Hal drives the boys to the party, and sends them off while he takes a lane to himself. Reese tells Beth his joke, where he splashes her with soda, and she leaves upset. Malcolm does well at bowling, and Beth is impressed with his skills. Reese, jealous, tries to throw a bowling ball at Malcolm, but misses and hits a large man, who furiously chases him. Hal makes a strike and attempts a perfect game by repeating his actions before the strike, including having the same people present. Malcolm leads Beth behind the bowling arena to kiss, but his shirt catches in a pinsetter, and tumbles onto Hal's lane, ruining the game. Hal angrily takes Malcolm to the car and orders Reese to come out of hiding in the photo booth. The large man notices Reese and beats him up. Concurrently, Lois watches Dewey, who tries and fails to fool her. When he appears to give up, she suspects he is plotting something, and isn't sure how to deal with the situation. Eventually, Lois lets Dewey watch television, but only C-SPAN, and neither is sure who won.

==Production==
"Bowling" was directed by Todd Holland, and written by Alex Reid in his third writing credit for the series. The script for the episode was completed on December 11, 2000, and Reid was given final writing credits on March 8, 2001.

According to Reid, the plot for the episode came about while he was on a writers retreat with the series' staff. He stated that he knew when the episode was being created that it "had the potential to be very interesting". Its plot serves as a direct parody of the 1998 film Sliding Doors, in which two different timelines with the same characters are similarly explored. The X-Files had previously done a similar episode also revolving around alternate realities, and Dan Harmon cited the episode for inspiration of an episode of his show Community, "Remedial Chaos Theory".

== Analysis ==
Critic Greg Smith noted that the kind of "technical panache" that the episode's directing had to do to properly parody Sliding Doors made it unique for both the series and network television, with Den of Geek's Christian Kriticos adding that it was "ambitious" for its time. Through its alternate universes, the episode serves as a commentary on "how seemingly inconsequential acts can shape a person's life", where acts he does or does not do in one reality can change when he does or does not do them in the other. Furthermore, Richard Chachowski wrote that the episode's juxtaposing narrative had a uniquely "loose linear progression…emphasizing how the slightest differences can impact the course of a single night". Chachowski also noted it for showcasing the difference in Hal and Lois' characters, with different reactions to similar events that prove their attitudes to be completely different.
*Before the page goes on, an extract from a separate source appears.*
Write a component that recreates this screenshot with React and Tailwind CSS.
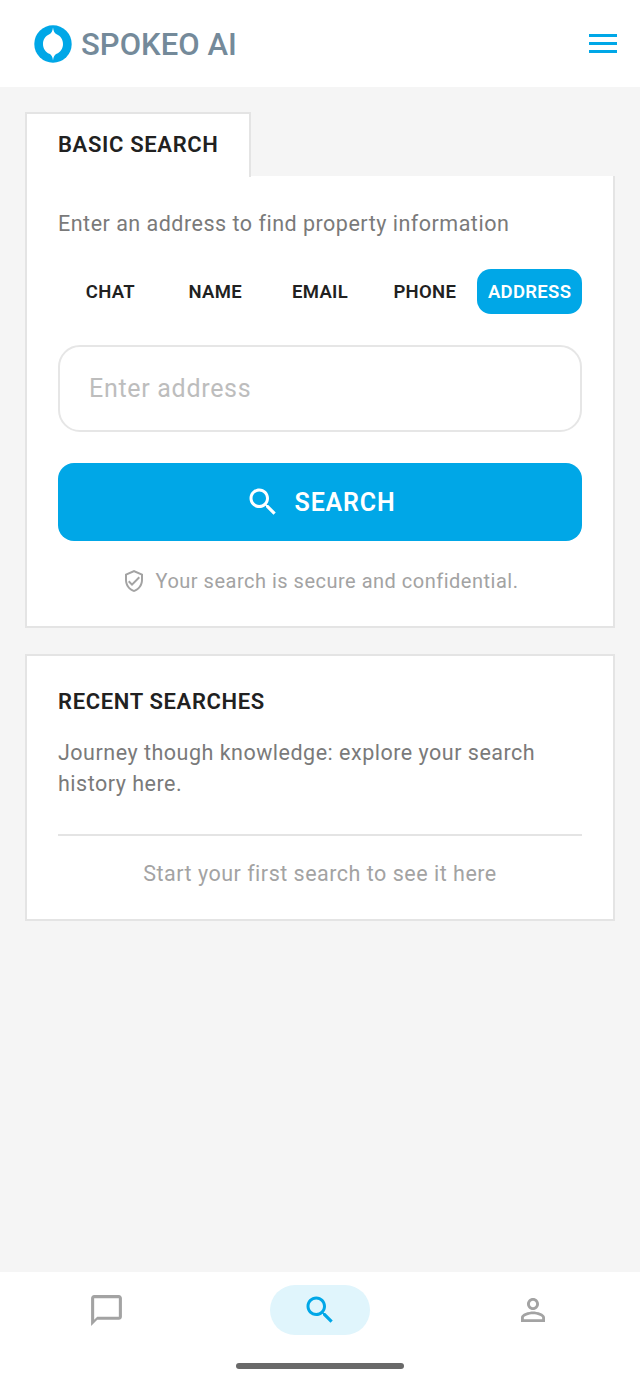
import React from 'react';

function Icon({ d, className }) {
  return (
    <svg viewBox="0 0 24 24" fill="currentColor" className={className}>
      <path d={d} />
    </svg>
  );
}

const SEARCH = 'M15.5 14h-.79l-.28-.27C15.41 12.59 16 11.11 16 9.5 16 5.91 13.09 3 9.5 3S3 5.91 3 9.5 5.91 16 9.5 16c1.61 0 3.09-.59 4.23-1.57l.27.28v.79l5 4.99L20.49 19l-4.99-5zm-6 0C7.01 14 5 11.99 5 9.5S7.01 5 9.5 5 14 7.01 14 9.5 11.99 14 9.5 14z';
const CHAT = 'M20 2H4c-1.1 0-2 .9-2 2v18l4-4h14c1.1 0 2-.9 2-2V4c0-1.1-.9-2-2-2zm0 14H6l-2 2V4h16v12z';
const PERSON = 'M12 5.9c1.16 0 2.1.94 2.1 2.1s-.94 2.1-2.1 2.1S9.9 9.16 9.9 8s.94-2.1 2.1-2.1m0 9c2.97 0 6.1 1.46 6.1 2.1v1.1H5.9V17c0-.64 3.13-2.1 6.1-2.1M12 4C9.79 4 8 5.79 8 8s1.79 4 4 4 4-1.79 4-4-1.79-4-4-4zm0 9c-2.67 0-8 1.34-8 4v3h16v-3c0-2.66-5.33-4-8-4z';
const SHIELD = 'M12 1L3 5v6c0 5.55 3.84 10.74 9 12 5.16-1.26 9-6.45 9-12V5l-9-4zm7 10c0 4.52-2.98 8.69-7 9.93-4.02-1.24-7-5.41-7-9.93V6.3l7-3.11 7 3.11V11zm-11.59.59L6 13l4 4 8-8-1.41-1.42L10 14.17z';

function Logo() {
  return (
    <svg viewBox="0 0 38 38" className="w-[38px] h-[38px]">
      <circle cx="19" cy="19" r="18.7" fill="#00a7e7" />
      <path d="M19 2.5 C19.4 6 20.4 8 22.6 9.2 C26.4 10.6 29 14.4 29 19 C29 23.6 26.4 27.4 22.6 28.8 C20.4 30 19.4 32 19 35.5 C18.6 32 17.6 30 15.4 28.8 C11.6 27.4 9 23.6 9 19 C9 14.4 11.6 10.6 15.4 9.2 C17.6 8 18.6 6 19 2.5 Z" fill="#fff" />
    </svg>
  );
}

const tabs = ['CHAT', 'NAME', 'EMAIL', 'PHONE', 'ADDRESS'];

export default function App() {
  return (
    <div className="w-[640px] h-[1385px] flex flex-col bg-[#f5f5f5] font-['Roboto',sans-serif] overflow-hidden">
      <header className="h-[87px] shrink-0 bg-white flex items-center justify-between pl-[34px] pr-[23px]">
        <div className="flex items-center gap-[9px]">
          <Logo />
          <span className="pt-[1px] text-[31px] leading-none font-medium tracking-[0.05px] text-[#748a9a]">SPOKEO AI</span>
        </div>
        <div className="flex flex-col gap-[5px] w-[28px] -mt-[1px]">
          <div className="h-[3px] bg-[#00a7e7]" />
          <div className="h-[3px] bg-[#00a7e7]" />
          <div className="h-[3px] bg-[#00a7e7]" />
        </div>
      </header>

      <main className="flex-1 px-[25px] pt-[25px]">
        <div className="relative z-10 w-[226px] h-[65px] -mb-px bg-white border-2 border-b-0 border-[#e4e4e4] pl-[31px] pt-[17px]">
          <span className="text-[22px] leading-[28px] font-semibold tracking-[0.65px] text-[#212121]">BASIC SEARCH</span>
        </div>
        <section className="w-[590px] h-[452px] bg-white border-2 border-t-0 border-[#e4e4e4] px-[31px]">
          <p className="pt-[34px] text-[21.5px] leading-[28px] tracking-[0.5px] text-[#7a7a7a]">
            Enter an address to find property information
          </p>
          <div className="mt-[31px] grid grid-cols-5 h-[45px]">
            {tabs.map((t) => (
              <div
                key={t}
                className={
                  t === 'ADDRESS'
                    ? 'flex items-center justify-center pt-[2px] rounded-[14px] bg-[#00a7e7] text-white text-[18.5px] font-semibold tracking-[0.3px]'
                    : 'flex items-center justify-center pt-[2px] text-[#212121] text-[18.5px] font-semibold tracking-[0.3px]'
                }
              >
                {t}
              </div>
            ))}
          </div>
          <div className="mt-[31px] h-[87px] rounded-[22px] border-2 border-[#e6e6e6] flex items-center pl-[29px] text-[25px] tracking-[0.7px] text-[#bdbdbd]">
            Enter address
          </div>
          <button className="mt-[31px] w-full h-[78px] rounded-[16px] bg-[#00a7e7] flex items-center justify-center gap-[14px] text-white">
            <Icon d={SEARCH} className="w-[36px] h-[36px]" />
            <span className="pt-[1px] text-[25px] font-semibold tracking-[0.8px]">SEARCH</span>
          </button>
          <div className="mt-[27px] flex items-center justify-center gap-[10px] text-[#a3a3a3]">
            <Icon d={SHIELD} className="w-[24px] h-[24px]" />
            <span className="text-[20px] leading-[26px] tracking-[0.5px]">Your search is secure and confidential.</span>
          </div>
        </section>

        <section className="mt-[26px] w-[590px] h-[267px] bg-white border-2 border-[#e4e4e4] px-[31px] pt-[32px]">
          <h2 className="text-[22px] leading-[28px] font-semibold tracking-[0.65px] text-[#212121]">RECENT SEARCHES</h2>
          <p className="mt-[21px] text-[21.5px] leading-[31px] tracking-[0.5px] text-[#7a7a7a]">
            Journey though knowledge: explore your search history here.
          </p>
          <div className="mt-[35px] h-[2px] bg-[#e4e4e4]" />
          <p className="mt-[24px] text-center text-[21.5px] leading-[28px] tracking-[0.5px] text-[#a3a3a3]">
            Start your first search to see it here
          </p>
        </section>
      </main>

      <nav className="relative h-[113px] shrink-0 bg-white">
        <div className="grid grid-cols-3 pt-[13px] w-full">
          <div className="flex justify-center h-[50px] items-center">
            <Icon d={CHAT} className="w-[37px] h-[37px] text-[#a3a3a3]" />
          </div>
          <div className="flex justify-center">
            <div className="w-[100px] h-[50px] rounded-[25px] bg-[#e0f5fc] flex items-center justify-center">
              <Icon d={SEARCH} className="w-[36px] h-[36px] text-[#00a7e7]" />
            </div>
          </div>
          <div className="flex justify-center h-[50px] items-center">
            <Icon d={PERSON} className="w-[36px] h-[36px] text-[#a3a3a3]" />
          </div>
        </div>
        <div className="absolute left-[236px] top-[91px] w-[168px] h-[6px] rounded-full bg-[#696969]" />
      </nav>
    </div>
  );
}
Author and historian Jeffrey Sconce viewed "Bowling" as the series taking the television landscape to a different level that it had rarely explored before—similar to the Seinfeld episode "The Betrayal", or ER's "Ambush"—taking the "innocuous premise" of Reese and Malcolm going bowling, and using to present different antithetical approaches to storytelling. He also asserted that it left the series with an "anomaly" in its timeline, never actually revealing which reality is the true one, or if its events happened at all. Craig Tomashoff of The New York Times discussed the episode on a cover story regarding television families, asserting that it contributed to a trend of television sitcoms making the father characters more childish, as seen by Hal not paying any attention to Reese or Malcolm when he takes them bowling, rather indulging in his own game.

== Release and reception ==
"Bowling" first aired on the Fox Network on April 1, 2001. In the United States, the episode was watched by a total of 13.71 million viewers during its original broadcast. It marked a decrease of over one million viewers from the previous episode, "Tutoring Reese", which aired several weeks prior on March 11, and was watched by 14.90 million people.
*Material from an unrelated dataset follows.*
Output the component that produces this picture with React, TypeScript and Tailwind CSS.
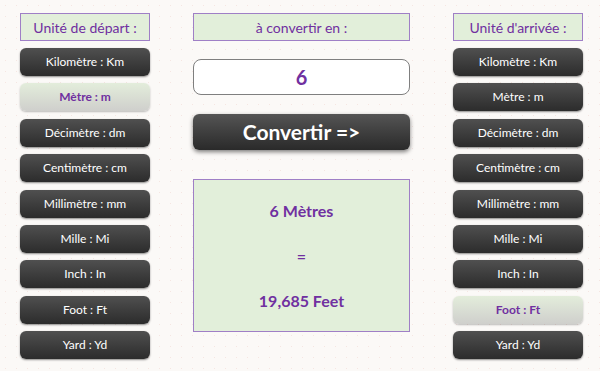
const units = [
  'Kilomètre : Km',
  'Mètre : m',
  'Décimètre : dm',
  'Centimètre : cm',
  'Millimètre : mm',
  'Mille : Mi',
  'Inch : In',
  'Foot : Ft',
  'Yard : Yd',
];

function UnitButton({ label, active }: { label: string; active?: boolean }) {
  return active ? (
    <div className="h-[28px] rounded-[6px] bg-gradient-to-b from-[#e3eddb] to-[#cfcfcc] flex items-center justify-center text-[12px] font-bold text-[#7030a0] shadow-[0_1px_2px_rgba(0,0,0,0.25)]">
      {label}
    </div>
  ) : (
    <div className="h-[28px] rounded-[6px] bg-gradient-to-b from-[#505050] to-[#2c2c2c] flex items-center justify-center text-[12px] text-white shadow-[0_1px_2px_rgba(0,0,0,0.45)]">
      {label}
    </div>
  );
}

function Header({ children }: { children: string }) {
  return (
    <div className="h-[28px] border border-[#9f7fc6] bg-[#e2efda] flex items-center justify-center text-[14px] text-[#7030a0]">
      {children}
    </div>
  );
}

function UnitColumn({ title, active }: { title: string; active: number }) {
  return (
    <div className="w-[130px] flex flex-col">
      <Header>{title}</Header>
      <div className="mt-[7px] flex flex-col gap-[7.4px]">
        {units.map((u, i) => (
          <UnitButton key={u} label={u} active={i === active} />
        ))}
      </div>
    </div>
  );
}

export default function App() {
  return (
    <div
      className="w-[600px] h-[371px] overflow-hidden bg-[#fbf9f7] bg-[radial-gradient(#f5e6e2_0.8px,transparent_1px)] bg-[length:11px_11px] pt-[13px] pl-[20px] flex"
      style={{ fontFamily: 'Lato, "Open Sans", sans-serif' }}
    >
      <UnitColumn title="Unité de départ :" active={1} />

      <div className="ml-[43px] w-[217px] flex flex-col">
        <Header>à convertir en :</Header>
        <div className="mt-[18px] h-[36px] rounded-[8px] border border-[#7f7f7f] bg-white flex items-center justify-center text-[20px] font-bold text-[#7030a0]">
          6
        </div>
        <div className="mt-[19px] h-[36px] rounded-[6px] bg-gradient-to-b from-[#555555] to-[#2a2a2a] flex items-center justify-center text-[21px] font-bold text-white shadow-[0_2px_4px_rgba(0,0,0,0.5)]">
          Convertir =&gt;
        </div>
        <div className="mt-[29px] h-[153px] border border-[#9f7fc6] bg-[#e2efda] flex flex-col items-center justify-center gap-[21px] text-[16px] font-bold text-[#7030a0]">
          <span>6 Mètres</span>
          <span>=</span>
          <span>19,685 Feet</span>
        </div>
      </div>

      <div className="ml-[43px]">
        <UnitColumn title="Unité d'arrivée :" active={7} />
      </div>
    </div>
  );
}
"Bowling" has received positive reviews since its airing, and is widely considered the series' finest installment. The episode was named among Emily St. James of The A.V. Clubs "best TV episodes of the decade", praising its "wild stylistic innovations", which she felt emphasized the strong acting of Cranston and Kaczmarek. Chachowski, writing for Thought Catalog, listed it as one of the series' best, praising the episode for its unique spin on a generic premise, as well as for "perfectly" showcasing Hal and Lois' characters, asserting that "Whoever came up with the idea behind ["Bowling"] deserves a raise or promotion of some kind".

Labeling it as the single greatest episode of Malcolm in the Middle, Soap Central's Aditya Sridhar called the execution of the plot "genius". He also highlighted the editing, ending his review by stating "Honestly, they should teach this one in film schools". Kriticos placed it fourth on his list, highlighting the character-based humor as the reason for the episode's acclaim with both critics and fans, with Malcolm losing an easy game and Hal's dance before he plays serving as examples of such.

=== Accolades ===
The episode was nominated for, and won, two Primetime Emmy Awards for Outstanding Directing and Writing for a Comedy Series for Todd Holland and Alex Reid, respectively, in 2001. Frankie Muniz was also nominated for the Primetime Emmy Award for Outstanding Lead Actor in a Comedy Series for his work on the episode, but lost to the Will & Grace episode "Lows in the Mid-Eighties". Leading on from this, Holland won the Directors Guild of America Award for Outstanding Directing for a Comedy Series in 2002.